-- begin LISTING --

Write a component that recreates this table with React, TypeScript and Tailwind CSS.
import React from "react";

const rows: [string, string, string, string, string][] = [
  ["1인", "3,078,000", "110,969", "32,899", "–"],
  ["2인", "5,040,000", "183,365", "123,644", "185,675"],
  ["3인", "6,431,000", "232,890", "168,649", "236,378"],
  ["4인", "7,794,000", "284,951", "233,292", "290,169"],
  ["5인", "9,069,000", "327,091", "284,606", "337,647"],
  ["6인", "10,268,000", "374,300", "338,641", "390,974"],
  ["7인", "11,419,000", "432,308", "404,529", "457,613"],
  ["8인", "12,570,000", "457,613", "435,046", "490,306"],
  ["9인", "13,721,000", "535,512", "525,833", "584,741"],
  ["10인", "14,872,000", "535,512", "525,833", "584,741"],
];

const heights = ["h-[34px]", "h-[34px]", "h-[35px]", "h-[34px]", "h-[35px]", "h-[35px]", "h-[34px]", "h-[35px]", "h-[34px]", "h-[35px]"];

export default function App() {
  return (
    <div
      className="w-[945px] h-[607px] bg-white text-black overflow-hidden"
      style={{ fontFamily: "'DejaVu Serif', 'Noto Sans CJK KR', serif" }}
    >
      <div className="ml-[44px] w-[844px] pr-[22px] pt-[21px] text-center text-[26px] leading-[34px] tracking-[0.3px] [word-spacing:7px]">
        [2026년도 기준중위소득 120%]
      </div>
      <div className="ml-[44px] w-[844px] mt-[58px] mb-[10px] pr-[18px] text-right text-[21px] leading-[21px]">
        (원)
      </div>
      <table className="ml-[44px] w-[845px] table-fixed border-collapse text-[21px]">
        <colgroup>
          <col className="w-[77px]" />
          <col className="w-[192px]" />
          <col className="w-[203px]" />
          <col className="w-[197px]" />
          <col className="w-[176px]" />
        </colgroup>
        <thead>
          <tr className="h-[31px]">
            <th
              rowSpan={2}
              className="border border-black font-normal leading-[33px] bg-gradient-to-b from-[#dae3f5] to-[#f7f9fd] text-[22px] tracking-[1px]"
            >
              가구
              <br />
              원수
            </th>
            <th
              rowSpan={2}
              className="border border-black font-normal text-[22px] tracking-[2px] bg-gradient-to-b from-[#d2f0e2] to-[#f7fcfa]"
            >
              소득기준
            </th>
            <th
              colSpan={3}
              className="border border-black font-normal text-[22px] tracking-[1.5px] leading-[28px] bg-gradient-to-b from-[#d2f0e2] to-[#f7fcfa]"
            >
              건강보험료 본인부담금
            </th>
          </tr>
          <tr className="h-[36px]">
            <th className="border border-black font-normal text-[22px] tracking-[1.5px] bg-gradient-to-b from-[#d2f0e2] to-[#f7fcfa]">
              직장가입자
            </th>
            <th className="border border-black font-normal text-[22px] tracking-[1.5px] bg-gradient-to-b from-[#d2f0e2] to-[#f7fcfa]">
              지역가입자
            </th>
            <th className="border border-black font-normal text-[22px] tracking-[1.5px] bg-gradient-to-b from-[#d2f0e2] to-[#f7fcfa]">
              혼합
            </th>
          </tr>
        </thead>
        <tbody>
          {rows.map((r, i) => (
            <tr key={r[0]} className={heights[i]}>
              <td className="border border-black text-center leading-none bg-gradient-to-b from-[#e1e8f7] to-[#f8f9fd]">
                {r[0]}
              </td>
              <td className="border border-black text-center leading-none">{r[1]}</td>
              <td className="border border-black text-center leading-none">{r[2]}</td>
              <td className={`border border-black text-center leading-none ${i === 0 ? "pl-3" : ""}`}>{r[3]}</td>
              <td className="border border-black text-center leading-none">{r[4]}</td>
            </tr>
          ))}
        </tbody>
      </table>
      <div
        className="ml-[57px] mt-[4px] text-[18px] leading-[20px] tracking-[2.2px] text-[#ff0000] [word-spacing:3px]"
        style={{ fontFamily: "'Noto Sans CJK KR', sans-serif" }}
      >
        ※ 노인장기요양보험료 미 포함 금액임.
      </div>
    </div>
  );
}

-- end LISTING --
-- begin LISTING --

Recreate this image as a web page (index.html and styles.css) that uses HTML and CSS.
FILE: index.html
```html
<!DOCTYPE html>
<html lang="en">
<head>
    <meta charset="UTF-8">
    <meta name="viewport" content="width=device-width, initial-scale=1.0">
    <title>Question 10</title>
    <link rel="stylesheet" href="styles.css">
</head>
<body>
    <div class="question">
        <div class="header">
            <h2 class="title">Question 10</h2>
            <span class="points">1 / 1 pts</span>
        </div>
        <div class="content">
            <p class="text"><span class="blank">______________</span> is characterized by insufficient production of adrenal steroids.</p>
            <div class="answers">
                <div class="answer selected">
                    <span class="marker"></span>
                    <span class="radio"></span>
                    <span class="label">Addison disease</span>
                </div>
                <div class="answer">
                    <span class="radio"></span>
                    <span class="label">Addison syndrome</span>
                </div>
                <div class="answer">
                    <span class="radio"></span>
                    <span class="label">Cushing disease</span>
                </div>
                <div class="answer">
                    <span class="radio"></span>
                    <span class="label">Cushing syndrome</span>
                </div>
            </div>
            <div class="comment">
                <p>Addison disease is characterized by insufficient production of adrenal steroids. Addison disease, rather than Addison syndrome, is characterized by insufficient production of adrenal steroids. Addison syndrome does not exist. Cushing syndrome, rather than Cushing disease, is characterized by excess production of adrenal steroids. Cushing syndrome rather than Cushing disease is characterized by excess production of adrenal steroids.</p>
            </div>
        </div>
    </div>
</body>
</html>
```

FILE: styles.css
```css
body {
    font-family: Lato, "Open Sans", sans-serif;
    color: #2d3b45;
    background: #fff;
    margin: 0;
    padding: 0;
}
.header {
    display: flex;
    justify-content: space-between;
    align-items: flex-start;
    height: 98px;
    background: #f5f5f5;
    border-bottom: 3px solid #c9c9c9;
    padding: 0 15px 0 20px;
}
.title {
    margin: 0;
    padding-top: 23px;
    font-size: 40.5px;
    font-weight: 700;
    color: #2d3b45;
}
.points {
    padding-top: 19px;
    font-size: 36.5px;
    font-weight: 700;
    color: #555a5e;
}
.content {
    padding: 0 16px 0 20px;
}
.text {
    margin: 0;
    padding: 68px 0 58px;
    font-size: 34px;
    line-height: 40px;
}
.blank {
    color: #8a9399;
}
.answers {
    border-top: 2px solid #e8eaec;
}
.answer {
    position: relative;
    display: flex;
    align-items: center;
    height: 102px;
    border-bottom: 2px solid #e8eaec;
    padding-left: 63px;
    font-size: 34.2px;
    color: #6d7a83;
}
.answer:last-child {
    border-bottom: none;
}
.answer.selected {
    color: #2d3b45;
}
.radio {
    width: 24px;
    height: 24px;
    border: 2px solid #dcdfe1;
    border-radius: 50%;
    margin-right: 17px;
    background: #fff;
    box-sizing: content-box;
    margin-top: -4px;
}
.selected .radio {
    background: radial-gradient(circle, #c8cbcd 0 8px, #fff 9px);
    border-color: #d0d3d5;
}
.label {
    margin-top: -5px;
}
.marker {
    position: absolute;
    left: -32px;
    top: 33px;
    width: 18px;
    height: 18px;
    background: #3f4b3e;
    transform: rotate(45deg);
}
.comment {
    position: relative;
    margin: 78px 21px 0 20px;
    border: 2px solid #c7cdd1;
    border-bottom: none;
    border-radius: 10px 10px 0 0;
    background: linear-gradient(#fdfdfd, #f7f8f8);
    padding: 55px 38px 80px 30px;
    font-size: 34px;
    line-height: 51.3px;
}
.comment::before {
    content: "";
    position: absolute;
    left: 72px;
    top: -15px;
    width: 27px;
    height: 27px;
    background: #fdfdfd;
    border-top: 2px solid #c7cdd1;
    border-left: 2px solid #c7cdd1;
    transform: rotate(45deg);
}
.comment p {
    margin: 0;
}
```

-- end LISTING --
-- begin LISTING --

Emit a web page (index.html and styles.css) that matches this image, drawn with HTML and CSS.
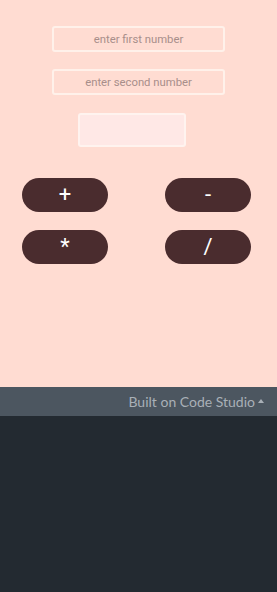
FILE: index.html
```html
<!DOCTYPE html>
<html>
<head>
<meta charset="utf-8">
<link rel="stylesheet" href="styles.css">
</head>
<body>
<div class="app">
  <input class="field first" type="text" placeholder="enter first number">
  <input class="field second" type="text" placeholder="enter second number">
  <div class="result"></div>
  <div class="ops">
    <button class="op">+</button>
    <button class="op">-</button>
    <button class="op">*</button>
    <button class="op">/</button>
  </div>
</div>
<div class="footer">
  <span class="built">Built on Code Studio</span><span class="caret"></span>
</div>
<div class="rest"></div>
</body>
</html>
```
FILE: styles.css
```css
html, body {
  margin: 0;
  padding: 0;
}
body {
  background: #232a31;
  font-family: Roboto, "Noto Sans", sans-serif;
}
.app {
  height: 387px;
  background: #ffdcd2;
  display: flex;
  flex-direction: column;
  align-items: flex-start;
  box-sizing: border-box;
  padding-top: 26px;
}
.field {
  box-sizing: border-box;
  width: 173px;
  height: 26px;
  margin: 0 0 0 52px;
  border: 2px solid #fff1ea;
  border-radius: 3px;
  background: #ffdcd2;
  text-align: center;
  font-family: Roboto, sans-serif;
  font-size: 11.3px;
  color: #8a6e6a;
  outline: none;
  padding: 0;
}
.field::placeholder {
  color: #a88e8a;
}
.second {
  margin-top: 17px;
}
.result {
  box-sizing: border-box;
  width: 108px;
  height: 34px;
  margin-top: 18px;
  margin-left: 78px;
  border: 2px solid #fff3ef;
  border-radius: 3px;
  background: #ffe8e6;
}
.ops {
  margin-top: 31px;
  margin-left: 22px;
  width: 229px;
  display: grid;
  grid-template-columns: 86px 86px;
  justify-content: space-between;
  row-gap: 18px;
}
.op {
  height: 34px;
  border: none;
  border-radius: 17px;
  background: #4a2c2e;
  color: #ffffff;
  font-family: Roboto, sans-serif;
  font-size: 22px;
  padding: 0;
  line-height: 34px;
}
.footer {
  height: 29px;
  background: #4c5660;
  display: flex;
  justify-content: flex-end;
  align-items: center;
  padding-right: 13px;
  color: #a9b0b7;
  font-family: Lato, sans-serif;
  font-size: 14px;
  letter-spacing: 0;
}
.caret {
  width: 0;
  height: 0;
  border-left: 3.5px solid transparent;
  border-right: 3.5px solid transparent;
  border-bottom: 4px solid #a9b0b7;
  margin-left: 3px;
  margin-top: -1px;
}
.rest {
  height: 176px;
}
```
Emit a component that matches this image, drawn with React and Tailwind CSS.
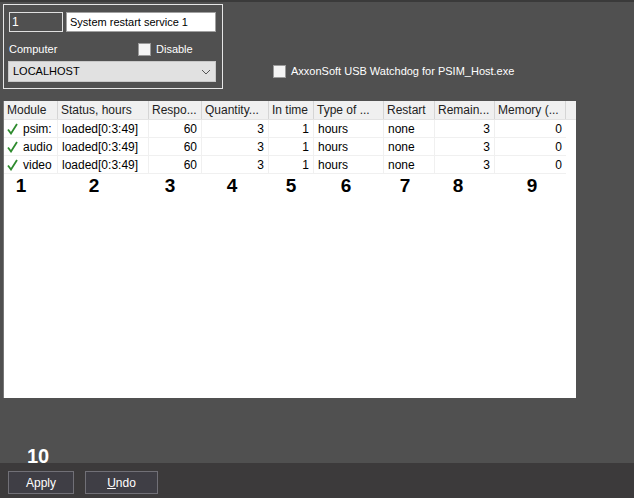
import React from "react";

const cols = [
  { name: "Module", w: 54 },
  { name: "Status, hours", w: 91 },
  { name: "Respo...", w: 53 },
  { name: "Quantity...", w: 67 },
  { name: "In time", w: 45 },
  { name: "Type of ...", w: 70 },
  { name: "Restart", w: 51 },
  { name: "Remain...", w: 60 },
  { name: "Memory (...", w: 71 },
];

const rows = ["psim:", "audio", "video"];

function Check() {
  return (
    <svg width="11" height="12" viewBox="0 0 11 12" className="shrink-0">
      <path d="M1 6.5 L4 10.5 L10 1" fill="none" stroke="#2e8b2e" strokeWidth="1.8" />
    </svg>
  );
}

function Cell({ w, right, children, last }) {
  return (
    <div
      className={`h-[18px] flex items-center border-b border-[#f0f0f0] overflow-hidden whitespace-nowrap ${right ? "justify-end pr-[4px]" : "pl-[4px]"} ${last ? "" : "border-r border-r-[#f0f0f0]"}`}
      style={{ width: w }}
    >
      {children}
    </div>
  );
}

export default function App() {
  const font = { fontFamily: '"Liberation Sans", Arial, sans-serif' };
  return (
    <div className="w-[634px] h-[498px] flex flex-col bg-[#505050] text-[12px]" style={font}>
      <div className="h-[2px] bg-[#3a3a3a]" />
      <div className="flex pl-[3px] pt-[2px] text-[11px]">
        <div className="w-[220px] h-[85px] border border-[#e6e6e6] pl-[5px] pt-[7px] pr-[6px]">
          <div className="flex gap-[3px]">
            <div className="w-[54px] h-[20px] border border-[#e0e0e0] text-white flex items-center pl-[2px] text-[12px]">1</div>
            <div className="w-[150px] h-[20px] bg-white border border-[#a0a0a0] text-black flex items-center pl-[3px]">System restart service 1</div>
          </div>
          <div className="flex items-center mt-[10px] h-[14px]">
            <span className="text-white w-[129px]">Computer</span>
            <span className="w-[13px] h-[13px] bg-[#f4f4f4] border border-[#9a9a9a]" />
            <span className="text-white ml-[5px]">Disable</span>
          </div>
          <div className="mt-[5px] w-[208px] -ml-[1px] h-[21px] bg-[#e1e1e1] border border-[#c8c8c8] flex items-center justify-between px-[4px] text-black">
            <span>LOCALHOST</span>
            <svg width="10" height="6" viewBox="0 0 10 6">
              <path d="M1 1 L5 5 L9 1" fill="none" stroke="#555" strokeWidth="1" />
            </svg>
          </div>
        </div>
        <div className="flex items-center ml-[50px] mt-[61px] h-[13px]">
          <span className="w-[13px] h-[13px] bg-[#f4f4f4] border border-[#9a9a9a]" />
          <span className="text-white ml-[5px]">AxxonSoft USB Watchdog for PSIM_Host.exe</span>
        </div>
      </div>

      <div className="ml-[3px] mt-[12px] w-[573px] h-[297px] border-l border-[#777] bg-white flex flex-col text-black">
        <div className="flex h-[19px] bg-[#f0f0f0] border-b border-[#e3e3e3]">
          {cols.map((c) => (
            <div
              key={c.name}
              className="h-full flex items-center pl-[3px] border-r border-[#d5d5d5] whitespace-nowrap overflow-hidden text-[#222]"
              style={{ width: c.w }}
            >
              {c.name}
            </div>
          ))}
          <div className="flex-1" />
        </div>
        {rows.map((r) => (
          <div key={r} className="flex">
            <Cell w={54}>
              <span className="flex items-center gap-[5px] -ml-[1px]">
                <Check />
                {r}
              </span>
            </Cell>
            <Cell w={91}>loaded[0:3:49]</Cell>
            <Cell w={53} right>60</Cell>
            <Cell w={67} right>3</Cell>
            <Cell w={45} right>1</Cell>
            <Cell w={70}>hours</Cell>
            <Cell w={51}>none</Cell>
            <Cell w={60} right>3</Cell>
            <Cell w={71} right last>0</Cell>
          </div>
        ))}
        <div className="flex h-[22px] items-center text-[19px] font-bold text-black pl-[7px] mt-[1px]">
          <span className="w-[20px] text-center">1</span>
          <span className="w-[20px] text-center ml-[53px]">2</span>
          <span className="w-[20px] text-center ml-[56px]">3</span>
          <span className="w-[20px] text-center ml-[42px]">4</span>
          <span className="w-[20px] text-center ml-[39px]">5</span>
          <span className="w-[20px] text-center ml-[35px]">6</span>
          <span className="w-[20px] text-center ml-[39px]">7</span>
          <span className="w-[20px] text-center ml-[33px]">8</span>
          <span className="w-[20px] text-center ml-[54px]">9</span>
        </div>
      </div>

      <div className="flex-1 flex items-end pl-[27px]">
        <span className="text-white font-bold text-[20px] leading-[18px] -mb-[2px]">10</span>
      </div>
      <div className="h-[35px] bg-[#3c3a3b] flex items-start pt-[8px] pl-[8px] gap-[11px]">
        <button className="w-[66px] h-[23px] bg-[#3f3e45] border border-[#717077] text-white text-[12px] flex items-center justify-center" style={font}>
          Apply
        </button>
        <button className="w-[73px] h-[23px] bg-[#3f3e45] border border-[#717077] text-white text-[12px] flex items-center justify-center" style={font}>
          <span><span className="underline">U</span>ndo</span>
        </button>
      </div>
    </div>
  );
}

-- end LISTING --

## EXERCISE AIM
Find each line with the string "image" and copy it out.

## EXERCISE RESPONSE
Recreate this image as a web page (index.html and styles.css) that uses HTML and CSS.
Emit a web page (index.html and styles.css) that matches this image, drawn with HTML and CSS.
Emit a component that matches this image, drawn with React and Tailwind CSS.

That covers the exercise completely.